The problem of N bound electrons interacting under the Coulomb attraction of a single nucleus is the basis of the extensive field of atomic-spectroscopy. For many years experimental information about the bound eigenstates of an atom or ion was obtained mainly from the photons emitted after random excitations by collisions in a gas. Energy-level differences are measured very accurately. We also have experimental data for the transition rates (oscillator strengths) of the photons from many transitions. Photon spectroscopy has the advantage that the photon interacts relatively weakly with the atom so that the emission mechanism is described very accurately by first-order perturbation theory. One disadvantage is that the accessibility of states to observation is restricted by the dipole selection rule.

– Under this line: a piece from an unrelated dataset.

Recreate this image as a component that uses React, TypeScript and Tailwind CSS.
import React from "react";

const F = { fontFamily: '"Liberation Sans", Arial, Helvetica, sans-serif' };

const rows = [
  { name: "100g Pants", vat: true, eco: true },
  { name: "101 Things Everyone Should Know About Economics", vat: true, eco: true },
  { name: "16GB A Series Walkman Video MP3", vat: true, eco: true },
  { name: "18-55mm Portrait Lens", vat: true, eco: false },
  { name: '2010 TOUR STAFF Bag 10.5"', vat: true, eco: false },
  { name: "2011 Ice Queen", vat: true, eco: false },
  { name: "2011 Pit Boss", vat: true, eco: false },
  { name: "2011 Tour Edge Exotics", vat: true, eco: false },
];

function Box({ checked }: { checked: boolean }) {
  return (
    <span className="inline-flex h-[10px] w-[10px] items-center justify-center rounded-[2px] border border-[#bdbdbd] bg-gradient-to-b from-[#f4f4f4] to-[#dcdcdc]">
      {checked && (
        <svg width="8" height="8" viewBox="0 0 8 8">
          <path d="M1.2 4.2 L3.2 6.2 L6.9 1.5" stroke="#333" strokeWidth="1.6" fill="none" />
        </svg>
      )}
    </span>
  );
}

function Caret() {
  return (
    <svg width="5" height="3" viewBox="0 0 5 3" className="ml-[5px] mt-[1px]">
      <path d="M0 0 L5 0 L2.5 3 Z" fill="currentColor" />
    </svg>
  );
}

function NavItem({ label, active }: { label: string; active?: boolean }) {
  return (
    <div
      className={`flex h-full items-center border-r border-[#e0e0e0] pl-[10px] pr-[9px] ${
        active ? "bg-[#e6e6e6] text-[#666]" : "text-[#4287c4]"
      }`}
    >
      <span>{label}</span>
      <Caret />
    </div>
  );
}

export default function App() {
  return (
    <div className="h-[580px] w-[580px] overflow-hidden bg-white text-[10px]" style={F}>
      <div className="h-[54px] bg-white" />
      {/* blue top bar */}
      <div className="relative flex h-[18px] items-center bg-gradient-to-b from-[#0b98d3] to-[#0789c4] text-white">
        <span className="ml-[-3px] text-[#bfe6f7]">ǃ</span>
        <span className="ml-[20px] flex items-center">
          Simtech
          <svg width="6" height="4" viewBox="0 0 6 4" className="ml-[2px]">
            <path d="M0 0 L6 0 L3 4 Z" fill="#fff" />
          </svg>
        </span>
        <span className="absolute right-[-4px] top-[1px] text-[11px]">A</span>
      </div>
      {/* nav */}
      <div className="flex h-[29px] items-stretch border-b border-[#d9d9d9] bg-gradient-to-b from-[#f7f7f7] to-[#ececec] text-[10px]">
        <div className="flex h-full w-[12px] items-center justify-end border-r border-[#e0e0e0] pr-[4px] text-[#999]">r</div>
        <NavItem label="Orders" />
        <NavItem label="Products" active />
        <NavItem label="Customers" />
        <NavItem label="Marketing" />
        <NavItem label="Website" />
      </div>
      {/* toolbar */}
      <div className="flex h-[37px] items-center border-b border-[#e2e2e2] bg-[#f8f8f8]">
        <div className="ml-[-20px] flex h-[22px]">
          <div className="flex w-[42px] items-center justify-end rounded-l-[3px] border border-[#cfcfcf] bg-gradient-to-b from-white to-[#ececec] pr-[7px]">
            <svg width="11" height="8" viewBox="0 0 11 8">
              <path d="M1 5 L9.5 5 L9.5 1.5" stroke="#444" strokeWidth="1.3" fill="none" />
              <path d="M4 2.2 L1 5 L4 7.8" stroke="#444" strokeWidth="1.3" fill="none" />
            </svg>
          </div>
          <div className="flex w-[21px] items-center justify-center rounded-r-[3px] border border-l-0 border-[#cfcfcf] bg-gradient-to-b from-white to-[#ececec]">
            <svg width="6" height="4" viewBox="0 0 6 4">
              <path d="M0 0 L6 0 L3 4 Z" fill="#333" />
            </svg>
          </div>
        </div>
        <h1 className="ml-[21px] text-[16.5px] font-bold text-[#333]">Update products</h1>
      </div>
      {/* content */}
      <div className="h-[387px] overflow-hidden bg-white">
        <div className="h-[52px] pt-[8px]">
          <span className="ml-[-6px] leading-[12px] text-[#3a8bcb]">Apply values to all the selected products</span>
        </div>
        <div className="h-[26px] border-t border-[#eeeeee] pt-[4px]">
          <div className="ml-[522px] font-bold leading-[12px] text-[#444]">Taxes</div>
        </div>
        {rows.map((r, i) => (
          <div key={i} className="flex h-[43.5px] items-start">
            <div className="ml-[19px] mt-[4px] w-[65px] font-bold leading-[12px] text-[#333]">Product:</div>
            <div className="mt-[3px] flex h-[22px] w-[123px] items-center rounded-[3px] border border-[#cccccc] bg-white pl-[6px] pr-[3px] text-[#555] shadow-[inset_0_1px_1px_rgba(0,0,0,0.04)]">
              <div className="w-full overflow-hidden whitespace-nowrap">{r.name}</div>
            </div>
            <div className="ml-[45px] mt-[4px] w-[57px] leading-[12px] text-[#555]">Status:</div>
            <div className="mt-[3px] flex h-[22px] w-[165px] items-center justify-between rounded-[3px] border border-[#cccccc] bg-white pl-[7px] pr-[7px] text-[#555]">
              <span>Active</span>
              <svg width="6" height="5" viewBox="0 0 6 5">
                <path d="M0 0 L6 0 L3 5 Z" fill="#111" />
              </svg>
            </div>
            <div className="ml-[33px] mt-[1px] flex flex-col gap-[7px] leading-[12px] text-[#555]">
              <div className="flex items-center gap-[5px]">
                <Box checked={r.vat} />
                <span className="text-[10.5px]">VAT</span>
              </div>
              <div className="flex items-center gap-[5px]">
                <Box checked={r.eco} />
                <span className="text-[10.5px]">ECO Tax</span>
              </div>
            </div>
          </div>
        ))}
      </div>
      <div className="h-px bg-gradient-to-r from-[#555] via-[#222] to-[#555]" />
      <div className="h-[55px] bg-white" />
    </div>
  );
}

Photon spectroscopy associates two numbers with the pair of states involved in a transition, the energy-level difference and the transition rate. The correlated emission directions of photons in successive transitions are determined trivially by the dipole selection rule. In most cases it is impossible to solve the many-body problem accurately enough to reproduce spectroscopic data within experimental error and we are left wondering how good our theoretical methods really are.

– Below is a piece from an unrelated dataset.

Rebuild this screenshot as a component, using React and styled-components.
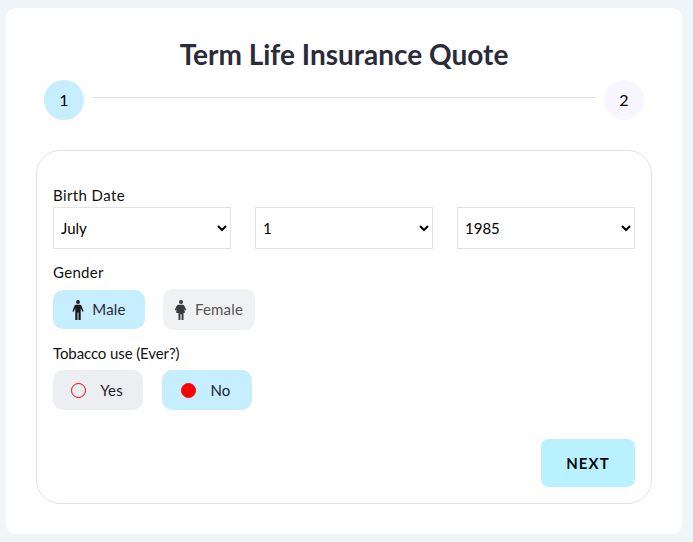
import React from "react";
import styled, { createGlobalStyle } from "styled-components";

const Global = createGlobalStyle`
  html, body { margin: 0; padding: 0; background: #f0f5f9; }
  body { font-family: Lato, "Liberation Sans", sans-serif; color: #000; }
  * { box-sizing: border-box; }
`;

const Page = styled.div`
  width: 693px;
  height: 542px;
  padding: 8px 11px 8px 6px;
  overflow: hidden;
`;
const Card = styled.main`
  height: 526px;
  background: #fff;
  border-radius: 10px;
  padding: 29px 30px 30px 30px;
`;
const Title = styled.h1`
  margin: 0;
  height: 43px;
  font-size: 28px;
  line-height: 34px;
  font-weight: 700;
  color: #2b2b3a;
  text-align: center;
`;
const Stepper = styled.div`
  display: flex;
  align-items: flex-start;
  gap: 8px;
  padding: 0 8px;
  height: 70px;
`;
const Step = styled.div`
  width: 40px;
  height: 40px;
  flex: none;
  border-radius: 50%;
  padding-bottom: 2px;
  display: flex;
  align-items: center;
  justify-content: center;
  font-size: 16px;
  background: ${p => (p.$active ? "#c6eefe" : "#f7f5fe")};
`;
const Line = styled.div`
  flex: 1;
  height: 1px;
  margin-top: 17px;
  background: #e2e2e2;
`;
const Panel = styled.section`
  height: 354px;
  border: 1px solid #e4e4e4;
  border-radius: 24px;
  padding: 35px 16px 16px 16px;
  display: flex;
  flex-direction: column;
`;
const Label = styled.div`
  font-size: 15px;
  line-height: 18px;
  color: #111;
  letter-spacing: ${p => p.$track || 0}px;
`;
const Selects = styled.div`
  display: grid;
  grid-template-columns: repeat(3, 178px);
  justify-content: space-between;
  margin-top: 3px;
  margin-bottom: 14px;
`;
const Select = styled.select`
  height: 42px;
  width: 178px;
  border: 1px solid #e4e4e4;
  border-radius: 0;
  background: #fff;
  padding: 0 3px;
  font-family: Lato, "Liberation Sans", sans-serif;
  font-size: 15px;
  color: #000;
`;
const Options = styled.div`
  display: flex;
  align-items: center;
  gap: ${p => p.$gap}px;
  margin-top: ${p => p.$top}px;
  margin-bottom: ${p => p.$bottom}px;
`;
const Choice = styled.div`
  width: ${p => p.$w}px;
  height: ${p => p.$h}px;
  border-radius: 10px;
  background: ${p => p.$bg};
  color: ${p => p.$color || "#1c1c28"};
  font-size: 15px;
  letter-spacing: 0.2px;
  padding-right: ${p => p.$pr || 0}px;
  display: flex;
  align-items: center;
  justify-content: center;
  gap: ${p => p.$gap}px;
`;
const ChoiceText = styled.span`
  position: relative;
  top: ${p => p.$lift || 0}px;
`;
const Ring = styled.span`
  width: 15px;
  height: 15px;
  border-radius: 50%;
  border: 1px solid #f00;
  background: ${p => (p.$on ? "#f00" : "transparent")};
`;
const Footer = styled.div`
  margin-top: auto;
  display: flex;
  justify-content: flex-end;
`;
const Next = styled.button`
  width: 94px;
  height: 48px;
  border: 0;
  border-radius: 8px;
  background: #b9f1ff;
  font-family: Lato, "Liberation Sans", sans-serif;
  font-size: 15px;
  font-weight: 700;
  letter-spacing: 1.1px;
  color: #0a0a14;
`;

const Male = () => (
  <svg width="12" height="20" viewBox="0 0 12 20" fill="#1a1a1a">
    <circle cx="6" cy="2" r="1.9" />
    <path d="M4 4.800h4c.8 0 1.300.4 1.600 1.100l2 5.300-1.200.5-1.700-3.500V20H6.500v-7.500h-1V20H3.300V8.200L1.600 11.700.4 11.200l2-5.300C2.700 5.200 3.200 4.800 4 4.800z" />
  </svg>
);
const Female = () => (
  <svg width="12" height="20" viewBox="0 0 12 20" fill="#3a3a3a">
    <circle cx="6" cy="2.100" r="2" />
    <path d="M4.200 4.800h3.600c.8 0 1.300.4 1.600 1.100l1.900 3.900-1.100.7-1.200-1.700c.7 1.500.9 2.800.6 4.300H8.500V20H6.600v-5.800H5.400V20H3.500v-6.900H1.400c-.3-1.500-.1-2.800.6-4.300L.8 10.500-.3 9.800l1.900-3.900c.3-.7 1.800-1.100 2.600-1.100z" />
  </svg>
);

export default function App() {
  return (
    <Page>
      <Global />
      <Card>
        <Title>Term Life Insurance Quote</Title>
        <Stepper>
          <Step $active>1</Step>
          <Line />
          <Step>2</Step>
        </Stepper>
        <Panel>
          <Label $track={0.4}>Birth Date</Label>
          <Selects>
            <Select defaultValue="July"><option>July</option></Select>
            <Select defaultValue="1"><option>1</option></Select>
            <Select defaultValue="1985"><option>1985</option></Select>
          </Selects>
          <Label $track={0.3}>Gender</Label>
          <Options $gap={18} $top={8} $bottom={14}>
            <Choice $w={92} $h={39} $bg="#c6eefe" $gap={8} $color="#2a2a3a"><Male /><ChoiceText $lift={-1}>Male</ChoiceText></Choice>
            <Choice $w={92} $h={41} $bg="#f0f1f3" $gap={8} $color="#555"><Female /><ChoiceText $lift={-1}>Female</ChoiceText></Choice>
          </Options>
          <Label $track={-0.1}>Tobacco use (Ever?)</Label>
          <Options $gap={19} $top={8} $bottom={0}>
            <Choice $w={90} $h={40} $bg="#eceef1" $gap={14} $pr={2}><Ring /><ChoiceText>Yes</ChoiceText></Choice>
            <Choice $w={90} $h={40} $bg="#c6eefe" $gap={14} $pr={2}><Ring $on /><ChoiceText>No</ChoiceText></Choice>
          </Options>
          <Footer><Next>NEXT</Next></Footer>
        </Panel>
      </Card>
    </Page>
  );
}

Because our description of differential cross sections for momentum transfer in a reaction initiated by an electron beam depends on our ability to describe both the structure and the reaction mechanism, scattering provides much more information about bound states. This is even more true of ionisation. The information is less accurate than from photon spectroscopy and is obtained only after a thorough understanding of reactions, the subject of this book, is achieved. The understanding of structure and reactions is of course achieved iteratively.